History of the Peloponnesian War

Thucydides

Thucydides. The Peloponnesian War. London, J. M. Dent; New York, E. P. Dutton. 1910.

About this time took place the rising of the commons at Samos against the upper classes, in concert with some Athenians, who were there in three vessels.

The Samian commons put to death some two hundred in all of the upper classes, and banished four hundred more, and themselves took their land and houses; after which the Athenians decreed their independence, being now sure of their fidelity, and the commons henceforth governed the city, excluding the landholders from all share in affairs, and forbidding any of the commons to give his daughter in marriage to them or to take a wife from them in future.
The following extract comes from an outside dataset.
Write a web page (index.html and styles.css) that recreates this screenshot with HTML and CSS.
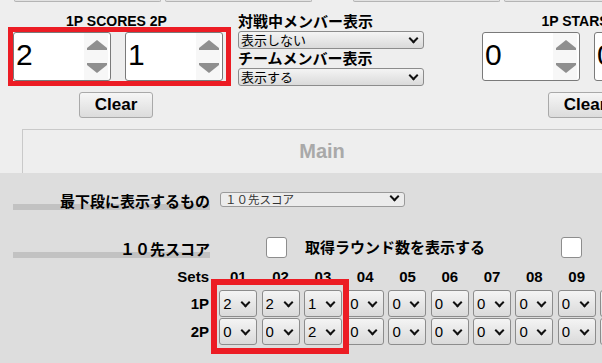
FILE: index.html
```html
<!DOCTYPE html>
<html lang="ja">
<head>
  <meta charset="UTF-8" />
  <meta name="viewport" content="width=device-width, initial-scale=1.0"/>
  <title>Score Control</title>
  <link rel="stylesheet" href="styles.css">
</head>
<body>

  <!-- buttons scrolled out above -->
  <div class="stubs">
    <span class="stub"></span>
    <span class="stub"></span>
    <span class="stub stub-far"></span>
    <span class="stub"></span>
  </div>

  <div class="top">
    <!-- Scores -->
    <div class="counter">
      <div class="counter-title">1P SCORES 2P</div>
      <div class="counter-pair marked">
        <div class="num">
          <span class="num-val">2</span>
          <svg class="spin" width="24" height="47" viewBox="0 0 24 47">
            <path d="M3 15 L13 7 L23 15 L23 17 L3 17 Z" fill="#8f8f8f"/>
            <path d="M3 30 L23 30 L23 32 L13 40 L3 32 Z" fill="#8f8f8f"/>
          </svg>
        </div>
        <div class="num">
          <span class="num-val">1</span>
          <svg class="spin" width="24" height="47" viewBox="0 0 24 47">
            <path d="M3 15 L13 7 L23 15 L23 17 L3 17 Z" fill="#8f8f8f"/>
            <path d="M3 30 L23 30 L23 32 L13 40 L3 32 Z" fill="#8f8f8f"/>
          </svg>
        </div>
      </div>
      <button class="clear">Clear</button>
    </div>

    <!-- Member display -->
    <div class="members">
      <div class="members-label">対戦中メンバー表示</div>
      <span class="sel sel-wide"><select><option>表示しない</option><option>表示する</option></select></span>
      <div class="members-label">チームメンバー表示</div>
      <span class="sel sel-wide"><select><option>表示する</option><option>表示しない</option></select></span>
    </div>

    <!-- Stars -->
    <div class="counter counter-plain">
      <div class="counter-title">1P STARS 2P</div>
      <div class="counter-pair">
        <div class="num">
          <span class="num-val">0</span>
          <svg class="spin" width="24" height="47" viewBox="0 0 24 47">
            <path d="M3 15 L13 7 L23 15 L23 17 L3 17 Z" fill="#8f8f8f"/>
            <path d="M3 30 L23 30 L23 32 L13 40 L3 32 Z" fill="#8f8f8f"/>
          </svg>
        </div>
        <div class="num">
          <span class="num-val">0</span>
          <svg class="spin" width="24" height="47" viewBox="0 0 24 47">
            <path d="M3 15 L13 7 L23 15 L23 17 L3 17 Z" fill="#8f8f8f"/>
            <path d="M3 30 L23 30 L23 32 L13 40 L3 32 Z" fill="#8f8f8f"/>
          </svg>
        </div>
      </div>
      <button class="clear">Clear</button>
    </div>
  </div>

  <!-- Tabs -->
  <div class="tabs">
    <div class="tab">Main</div>
  </div>

  <div class="panel">
    <div class="row row-bottom">
      <div class="row-label">最下段に表示するもの</div>
      <span class="sel sel-flat"><select><option>１０先スコア</option></select></span>
    </div>

    <div class="row row-score">
      <div class="row-label">１０先スコア</div>
      <input type="checkbox" class="check">
      <span class="check-text">取得ラウンド数を表示する</span>
      <input type="checkbox" class="check check-end">
    </div>

    <div class="sets">
      <div class="sets-grid">
        <div class="sets-head">Sets</div>
        <div class="set-no">01</div>
        <div class="set-no">02</div>
        <div class="set-no">03</div>
        <div class="set-no">04</div>
        <div class="set-no">05</div>
        <div class="set-no">06</div>
        <div class="set-no">07</div>
        <div class="set-no">08</div>
        <div class="set-no">09</div>
        <div class="set-no">10</div>

        <div class="sets-player">1P</div>
        <span class="sel sel-set"><select><option>2</option></select></span>
        <span class="sel sel-set"><select><option>2</option></select></span>
        <span class="sel sel-set"><select><option>1</option></select></span>
        <span class="sel sel-set"><select><option>0</option></select></span>
        <span class="sel sel-set"><select><option>0</option></select></span>
        <span class="sel sel-set"><select><option>0</option></select></span>
        <span class="sel sel-set"><select><option>0</option></select></span>
        <span class="sel sel-set"><select><option>0</option></select></span>
        <span class="sel sel-set"><select><option>0</option></select></span>
        <span class="sel sel-set"><select><option>0</option></select></span>

        <div class="sets-player">2P</div>
        <span class="sel sel-set"><select><option>0</option></select></span>
        <span class="sel sel-set"><select><option>0</option></select></span>
        <span class="sel sel-set"><select><option>2</option></select></span>
        <span class="sel sel-set"><select><option>0</option></select></span>
        <span class="sel sel-set"><select><option>0</option></select></span>
        <span class="sel sel-set"><select><option>0</option></select></span>
        <span class="sel sel-set"><select><option>0</option></select></span>
        <span class="sel sel-set"><select><option>0</option></select></span>
        <span class="sel sel-set"><select><option>0</option></select></span>
        <span class="sel sel-set"><select><option>0</option></select></span>
      </div>
      <div class="sets-mark"></div>
    </div>
  </div>

</body>
</html>
```

FILE: styles.css
```css
* {
  box-sizing: border-box;
}

body, html {
  margin: 0;
  padding: 0;
  height: 100vh;
  overflow: hidden;
}

body {
  background: #eeeeee;
  font-family: 'Liberation Sans', 'Noto Sans CJK JP', sans-serif;
  color: #000;
  width: 602px;
}

/* bottoms of buttons scrolled above */
.stubs {
  display: flex;
  gap: 4px;
  padding-left: 14px;
  height: 2px;
}

.stub {
  flex: 0 0 147px;
  height: 2px;
  background: #e2e2e2;
  border: 1px solid #b4b4b4;
  border-top: none;
  border-radius: 0 0 3px 3px;
}

.stub-far {
  margin-left: 37px;
}

/* top controls */
.top {
  display: flex;
  align-items: flex-start;
  height: 127px;
  white-space: nowrap;
}

.counter {
  display: flex;
  flex-direction: column;
  margin-left: 8px;
  padding-top: 13px;
  flex: 0 0 auto;
}

.counter-plain {
  margin-left: 53px;
}

.counter-title {
  font-size: 14px;
  font-weight: bold;
  line-height: 12px;
  text-align: center;
  padding-right: 6px;
}

.counter-pair {
  display: flex;
  gap: 14px;
  padding-right: 3px;
  border: 5px solid transparent;
}

.marked {
  border-color: #ec1c24;
}

.num {
  width: 98px;
  height: 49px;
  background: #fff;
  border: 1px solid #7a7a7a;
  border-radius: 3px;
  display: flex;
  align-items: center;
  justify-content: space-between;
  padding-right: 2px;
}

.num-val {
  font-size: 30px;
  padding-left: 2px;
  padding-bottom: 3px;
}

.spin {
  background: #f7f7f7;
}

.clear {
  align-self: flex-start;
  margin-left: 71px;
  margin-top: 6px;
  width: 74px;
  height: 26px;
  padding: 0;
  font-family: 'Liberation Sans', sans-serif;
  font-size: 17px;
  font-weight: bold;
  color: #000;
  background: linear-gradient(#f6f6f6, #dcdcdc);
  border: 1px solid #a9a9a9;
  border-radius: 3px;
}

.members {
  display: flex;
  flex-direction: column;
  margin-left: 7px;
  padding-top: 10px;
  width: 186px;
  flex: 0 0 186px;
}

.members-label {
  font-family: 'Noto Sans CJK JP', sans-serif;
  font-size: 15px;
  font-weight: bold;
  line-height: 18px;
  height: 19px;
}

/* select boxes */
.sel {
  position: relative;
  display: block;
}

.sel select {
  appearance: none;
  -webkit-appearance: none;
  width: 100%;
  height: 100%;
  margin: 0;
  color: #000;
  border: 1px solid #8c8c8c;
  border-radius: 3px;
  background: linear-gradient(#f4f4f4, #dadada);
  outline: none;
}

.sel::after {
  content: '';
  position: absolute;
  right: 8px;
  top: 50%;
  width: 5px;
  height: 5px;
  margin-top: -5px;
  border-right: 2.5px solid #111;
  border-bottom: 2.5px solid #111;
  transform: rotate(45deg);
  pointer-events: none;
}

.sel-wide {
  height: 18px;
}

.sel-wide select {
  font-family: 'Noto Sans CJK JP', sans-serif;
  font-size: 13px;
  padding: 0 0 0 2px;
  line-height: 16px;
}

.sel-wide::after {
  right: 7px;
  margin-top: -5px;
}

/* tabs */
.tabs {
  margin-left: 22px;
  border-top: 1px solid #c9c9c9;
  border-left: 1px solid #c9c9c9;
  height: 44px;
}

.tab {
  width: 598px;
  text-align: center;
  line-height: 42px;
  font-size: 20px;
  font-weight: bold;
  color: #a9a9a9;
}

/* main panel */
.panel {
  background: #dddddd;
  height: 200px;
  padding-top: 17px;
}

.row {
  display: flex;
  padding-left: 13px;
  padding-right: 20px;
}

.row-label {
  width: 197px;
  flex: 0 0 197px;
  text-align: right;
  font-family: 'Noto Sans CJK JP', sans-serif;
  font-size: 15px;
  font-weight: bold;
  line-height: 18px;
  background: linear-gradient(transparent 12px, #c2c2c2 12px);
  align-self: flex-end;
}

.row-bottom {
  height: 20px;
}

.sel-flat {
  margin-left: 10px;
  width: 185px;
  height: 15px;
}

.sel-flat select {
  font-family: 'Noto Sans CJK JP', sans-serif;
  font-size: 11.5px;
  line-height: 13px;
  padding: 0 0 0 4px;
  color: #333;
  background: #ececec;
  border-color: #9a9a9a;
}

.sel-flat::after {
  right: 7px;
  margin-top: -5px;
}

.row-score {
  margin-top: 26px;
  height: 22px;
  align-items: center;
}

.check {
  appearance: none;
  -webkit-appearance: none;
  margin: 0 0 0 56px;
  width: 21px;
  height: 21px;
  background: #fff;
  border: 1px solid #8d8d8d;
  border-radius: 3px;
  flex: 0 0 auto;
}

.check-end {
  margin-left: auto;
}

.check-text {
  margin-left: 18px;
  font-family: 'Noto Sans CJK JP', sans-serif;
  font-size: 15px;
  font-weight: bold;
  line-height: 18px;
}

/* set scores */
.sets {
  position: relative;
  margin-top: 10px;
  padding-left: 13px;
}

.sets-grid {
  display: grid;
  grid-template-columns: 202px repeat(10, 38px);
  grid-template-rows: 21px 27px 27px;
  column-gap: 4.3px;
  row-gap: 1px;
}

.sets-head, .set-no, .sets-player {
  font-size: 15px;
  font-weight: bold;
  line-height: 17px;
}

.sets-head, .sets-player {
  text-align: right;
  padding-right: 6px;
}

.set-no {
  text-align: center;
}

.sets-player {
  line-height: 27px;
}

.sel-set select {
  font-family: 'Liberation Sans', sans-serif;
  font-size: 15px;
  padding: 0 0 0 3px;
}

.sel-set::after {
  right: 8px;
  margin-top: -5px;
}

.sets-mark {
  position: absolute;
  left: 211px;
  top: 11px;
  width: 138px;
  height: 75px;
  border: 6px solid #ec1c24;
}
```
After this, during the same summer, the Chians, whose zeal continued as active as ever, and who even without the Peloponnesians found themselves in sufficient force to effect the revolt of the cities and also wished to have as many companions in peril as possible, made an expedition with thirteen ships of their own to Lesbos; the instructions from Lacedaemon being to go to that island next, and from thence to the Hellespont.

Meanwhile the land forces of the Peloponnesians who were with the Chians and of the allies on the spot, moved along shore for Clazomenae and Cuma, under the command of Eualas, a Spartan; while the fleet under Diniades, one of the Perioeci,

first sailed up to Methymna and caused it to revolt, and, leaving four ships there, with the rest procured the revolt of Mitylene.